┌─ Provided material
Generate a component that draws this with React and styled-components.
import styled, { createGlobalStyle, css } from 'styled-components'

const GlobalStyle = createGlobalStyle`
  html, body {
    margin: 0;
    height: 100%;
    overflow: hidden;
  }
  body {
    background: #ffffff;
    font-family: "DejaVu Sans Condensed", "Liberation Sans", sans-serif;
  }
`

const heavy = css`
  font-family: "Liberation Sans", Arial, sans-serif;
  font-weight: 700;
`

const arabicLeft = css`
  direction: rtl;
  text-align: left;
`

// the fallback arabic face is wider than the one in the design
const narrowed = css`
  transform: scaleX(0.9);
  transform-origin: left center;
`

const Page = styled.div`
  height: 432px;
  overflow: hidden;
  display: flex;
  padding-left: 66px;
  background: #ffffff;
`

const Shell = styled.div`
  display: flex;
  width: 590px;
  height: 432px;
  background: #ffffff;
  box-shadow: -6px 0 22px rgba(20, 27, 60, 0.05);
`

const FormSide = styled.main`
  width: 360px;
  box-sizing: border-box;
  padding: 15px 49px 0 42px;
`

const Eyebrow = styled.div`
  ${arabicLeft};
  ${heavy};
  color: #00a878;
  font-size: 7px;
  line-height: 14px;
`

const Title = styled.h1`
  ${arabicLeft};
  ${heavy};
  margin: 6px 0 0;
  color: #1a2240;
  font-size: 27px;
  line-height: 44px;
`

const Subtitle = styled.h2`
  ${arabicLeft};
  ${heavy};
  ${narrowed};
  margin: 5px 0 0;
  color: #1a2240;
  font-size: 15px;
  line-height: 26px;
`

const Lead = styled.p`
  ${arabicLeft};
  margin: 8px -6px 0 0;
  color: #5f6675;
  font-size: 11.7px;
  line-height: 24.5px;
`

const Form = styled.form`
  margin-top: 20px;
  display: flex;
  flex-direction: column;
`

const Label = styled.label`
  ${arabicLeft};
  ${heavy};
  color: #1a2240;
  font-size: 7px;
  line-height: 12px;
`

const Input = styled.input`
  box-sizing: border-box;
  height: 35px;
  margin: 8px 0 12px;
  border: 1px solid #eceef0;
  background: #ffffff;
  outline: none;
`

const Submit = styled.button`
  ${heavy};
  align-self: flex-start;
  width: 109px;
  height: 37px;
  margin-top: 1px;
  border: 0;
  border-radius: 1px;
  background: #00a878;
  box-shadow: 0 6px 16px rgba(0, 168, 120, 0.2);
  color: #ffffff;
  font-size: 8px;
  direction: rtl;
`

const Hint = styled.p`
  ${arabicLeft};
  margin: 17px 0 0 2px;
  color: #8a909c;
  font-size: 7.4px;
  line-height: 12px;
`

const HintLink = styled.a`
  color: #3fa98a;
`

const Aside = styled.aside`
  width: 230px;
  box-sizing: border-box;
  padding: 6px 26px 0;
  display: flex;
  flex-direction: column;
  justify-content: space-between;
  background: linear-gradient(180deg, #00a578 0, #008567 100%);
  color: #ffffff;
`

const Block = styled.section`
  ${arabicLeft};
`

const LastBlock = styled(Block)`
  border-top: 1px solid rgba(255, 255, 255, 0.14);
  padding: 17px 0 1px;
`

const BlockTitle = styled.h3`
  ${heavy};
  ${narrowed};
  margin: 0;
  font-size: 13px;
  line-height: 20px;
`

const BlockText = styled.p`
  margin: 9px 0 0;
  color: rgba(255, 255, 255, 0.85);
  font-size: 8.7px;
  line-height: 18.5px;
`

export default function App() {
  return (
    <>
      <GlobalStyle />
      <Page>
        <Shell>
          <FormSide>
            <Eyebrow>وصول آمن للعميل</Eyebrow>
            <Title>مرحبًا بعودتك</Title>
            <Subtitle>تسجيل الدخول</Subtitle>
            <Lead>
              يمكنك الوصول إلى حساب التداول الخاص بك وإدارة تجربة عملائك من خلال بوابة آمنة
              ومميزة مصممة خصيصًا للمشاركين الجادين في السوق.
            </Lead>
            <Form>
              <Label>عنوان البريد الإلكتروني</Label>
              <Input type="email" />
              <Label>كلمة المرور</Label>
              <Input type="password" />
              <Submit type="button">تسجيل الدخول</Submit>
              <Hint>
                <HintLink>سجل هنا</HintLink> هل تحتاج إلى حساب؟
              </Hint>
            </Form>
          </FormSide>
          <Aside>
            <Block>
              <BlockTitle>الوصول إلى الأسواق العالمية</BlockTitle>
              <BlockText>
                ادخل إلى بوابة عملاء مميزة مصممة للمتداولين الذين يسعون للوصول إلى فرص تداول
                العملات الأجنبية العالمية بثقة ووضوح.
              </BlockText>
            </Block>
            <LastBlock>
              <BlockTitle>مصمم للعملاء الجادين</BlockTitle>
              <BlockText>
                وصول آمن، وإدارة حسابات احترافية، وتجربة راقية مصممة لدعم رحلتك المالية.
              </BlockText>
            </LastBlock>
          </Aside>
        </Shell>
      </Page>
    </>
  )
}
└─
▶ Required work
Find the word "components" in the data and copy out each line where it turns up.

▶ Exercise answer
Generate a component that draws this with React and styled-components.
import styled, { createGlobalStyle, css } from 'styled-components'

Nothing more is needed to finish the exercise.